What Borrowers Should Know About Atlanta Private Money Lenders

By Tom G. Honeycutt


Needing a loan and getting turned down by banks and other traditional sources of lending can be very frustrating. People who don't measure up in the employment status, collateral, and credit categories will most likely have to direct their search for financing elsewhere, such as one of the Atlanta private money lenders.

A private loan is made available by private investors who provide financing to borrowers who were turned down by mainstream lenders. Loan officers or lenders act as liasions between these investors and potential borrowers, matching them according to their needs. Terms and rates will vary.

Lenders who officiate loans can be found through personal referrals, in the Yellow Pages, or online. It is important to do some research into the background of this person before deciding to do business with him or her. Requesting and contacting references as well as finding out the lender's foreclosure rate is advisable.

Once a lender has been selected, the prospective borrower will need to apply for financing. A "Statement of Information" form is submitted along with any supporting documents to provide an overall picture of the applicant's financial situation. Any problems the borrower has in terms of credit history, assets etc. Should be brought to the attention of the lender, since he or she may be able to offer a work-around for this issue.

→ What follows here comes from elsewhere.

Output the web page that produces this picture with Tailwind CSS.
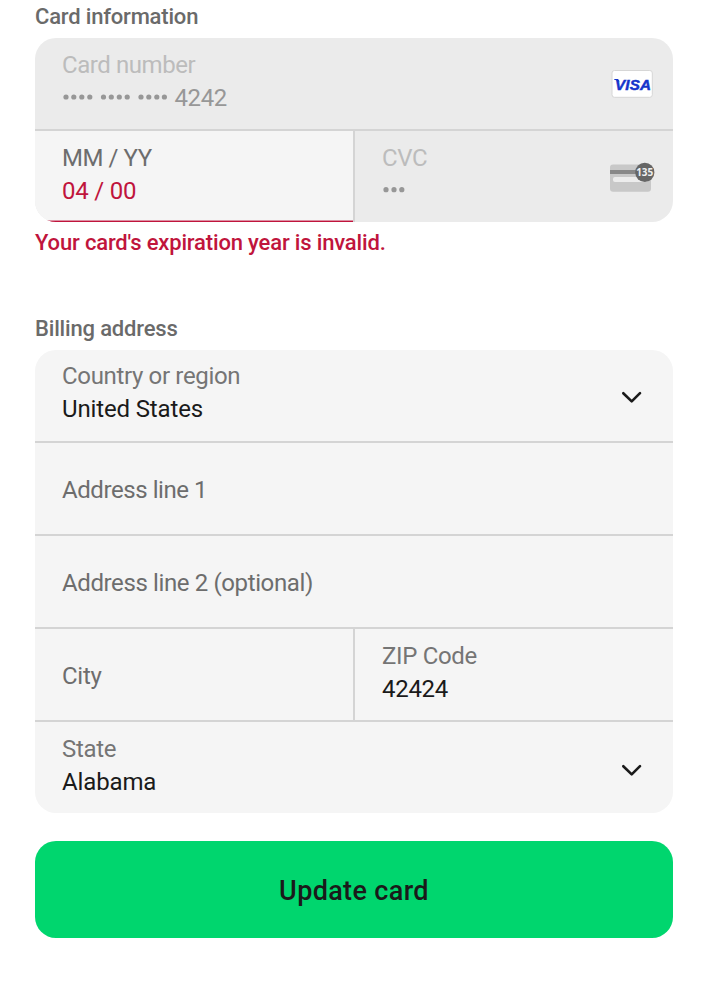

Based on the information presented in the client's application, he or she will be offered a suitable money loan package that matches their needs, assuming they pre-qualify. The rates and amount of the loan are determined by both the ability to pay it back and the nature of its intended use. It's advantageous for the borrower to explain in detail to the lender, how the loan will be used.

In the case of real estate loans, it may also be necessary to have an appraisal done, secure an Automated Valuation Model or Broker Price Opinion, and meet with an escrow company before approval. If there are any outstanding liens against the applicant or the property to be purchased, these must first be resolved, and the necessary documentation provided before a new loan can be granted.

Once the loan has been approved, the lender will prepare the official contractual documents for the borrower to review and sign. It is the borrower's responsibility to ensure that they have a clear understanding of all terms. Next the funds will be released and the proceeds directed to the investor. Loan documents will be filed with the county, and the loan servicing company will "board" the loan, establishing a payment system and schedule.